Teach me to float cities, to salt and unsalt
this ancient hammer before it falls to ink-
arrowed chest. I’m saying make me visible.
If we carve saints who bleed into hagiographies
on our backs, is that enough
for our names to be written in the book
of the dead? They enter and exit my body
as smoke. Migrate the translucencies of seeing
to bone marrow, its shadow ossifying
on my spine, dangling femur, on skull. I watch
the secret face I make into my own flesh,
the way I kissed my dead grandmother’s sunken
chest, the lines of her clavicle like outstretched
arms. The women who don’t bear children
are held down and singed with black lines before
they return to work in the fields, skin a book
of illumination: a flame rises and thins. How
I’ll never see the way my life would move
unmarked, the path in moonlight
already full of stones, already stirring.
NCL: You had another chapbook, Absence of Stars (dancing girl press), that was released within a few months of Bone of My Bone. What draws you to the chapbook form? Specifically for Bone of My Bone: Why did you choose the chapbook as the vehicle for your poems rather than a book-length manuscript or a section in a book? When you started, did you intend to create a chapbook? How long did it take to write this chapbook (or, alternatively, how did you know it was time to stop writing)?
NR: I’m drawn to the chapbook form because they’re tiny little countries that allow a poet to experiment and to also work through a theme or narrative arc in a smaller space. I actually put together Bone of My Bone specifically for the Blood Pudding Press 2015 Chapbook contest last December. I had been thinking about the theme for a little while, and felt that the subject matter was a good match for BPP, since I several of its chapbook titles that embrace the spiritual, the mystical, the ghostly, the macabre, the day’s darker undersides. I know that my poetry isn’t for everyone – my longer book of hours poem was rejected from numerous journals. That’s partly why I used it as a skeleton or starting point for Bone of My Bone. Luckily BPP Publisher Juliet Cook liked the chapbook enough to select it as one of the Blood Pudding Press Chapbook Contest winners.
NCL: What else would you like readers to know about you or your chapbook?
NR: Bone of My Bone is also about carpe diem. Since I was a child of the ’90s, I loved the movie Good Will Hunting where the literature professor played by Robin Williams jumped on a table and gave a spine-tingling monologue about seizing the day. My chapbook is like a long prayer that’s asking for the ability to make the most of time one has on earth. There’s an excitement in being alive, about the possibility of what’s to come, and as Malachi Black said, “the possibility of God.”
NCL: What are you working on now?
NR: My first full-length collection, Louder Than Everything You Love, is forthcoming in the late fall from ELJ Publications, so I’m working on the final order and editing and looking for cover art.
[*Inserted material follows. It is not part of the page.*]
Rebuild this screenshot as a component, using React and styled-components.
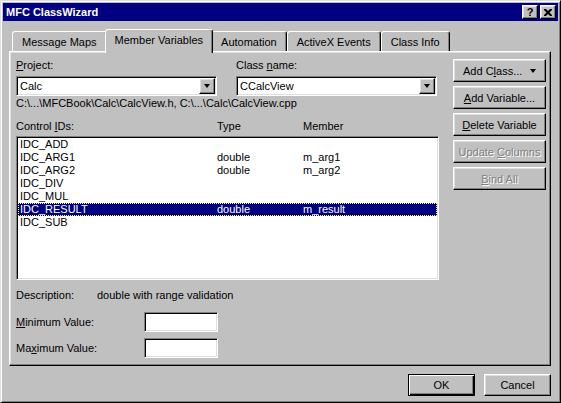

It’s scary and thrilling at the same time. I didn’t expect to have a full length out this year. Ariana D. Den Bleyker, ELJ’s publisher, had originally accepted a longer chapbook collection, and then earlier this year had solicited a full-length so for a while I’ve been editing, shaping and adding to that original collection. Many of the poems have found homes in journals and I’m excited to release it into the world.